O almeno, non ne sono convinto.
La ragione è semplice: guardiamo cosa sta succedendo da qualche anno in Medio Oriente C’è caos un po’ ovunque, in Libano, in Iraq e in Palestina.
Un caos che dura da un bel po’, ma soprattutto un’assenza di pianificazione e di strategie politiche e militari che sono sotto gli occhi di tutti.
Ragione per cui non credo che a Gaza, dietro lo scoppio delle violenze ci siano mandanti precisi.
Quale giudizio ne esce sulla politica estera Usa?
Drammatico. La più importante democrazia occidentale è governata da apprendisti stregoni. Che, anche nel caso di Gaza, non hanno fatto nient’altro che appoggiarsi a equilibri esistenti, intervenendo, certo, ma senza avere in mente uno scenario di lungo termine.
Improvvisando e cercando benefici a corto, cortissimo termine con esiti pericolosissimi.
Gli Stati Uniti, però, sono lontani. Israele, invece, si trova nell’occhio del ciclone. Eppure sembra perseguire la stessa politica.
Giusta osservazione. Ormai anche in Israele regna una confusione senza precedenti. Se si considera che solo un anno fa l’esercito più potente del mondo si è impegnato in un conflitto contro Hezbollah nel sud del Libano senza ottenere alcun risultato e ancora oggi si continua con lo stesso approccio...
Come è vissuta questa situazione nel mondo arabo?
Il mondo arabo vive il diffondersi del caos con notevole preoccupazione. E con lo sgomento di vedere che i negoziati in cui si era impegnato solo qualche mese fa non sono serviti a niente.

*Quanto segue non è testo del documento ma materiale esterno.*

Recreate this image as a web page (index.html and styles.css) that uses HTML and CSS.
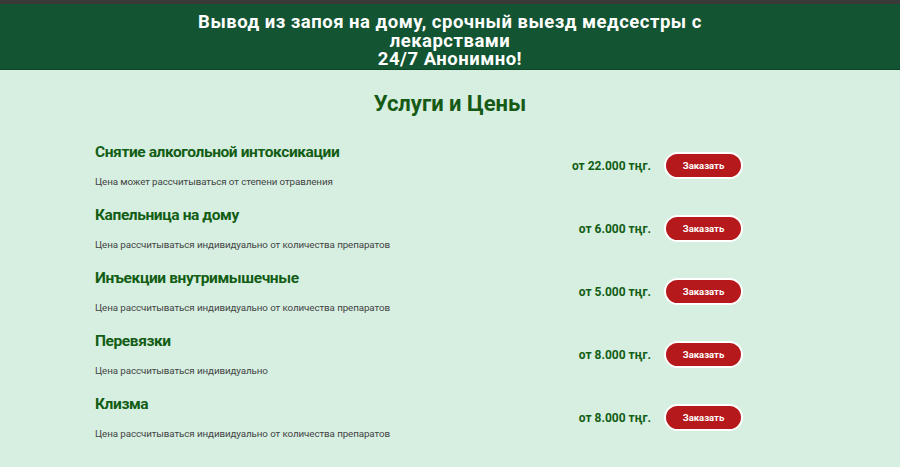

Quale ruolo ha l’Iran nel conflitto?
Quanto all’Iran è evidente che questo paese sta traendo i maggiori benefici dall’assenza di pianificazione. Si infiltra nel caos, aizza e gestisce conflitti un po’ ovunque, in Iraq, in Libano con Hezbollah, in Somalia, ma anche a Gaza con Hamas.
Come uscire dalla crisi?
Riaprendo il dialogo con il mondo arabo, facendo uscire Gaza dall’isolamento per mettere Hezbollah davanti alle sue vere responsabilità di governo e per mostrare quanta demagogia stia dietro i discorsi degli islamisti. Tutte iniziative che non sono certo nell’agenda del momento.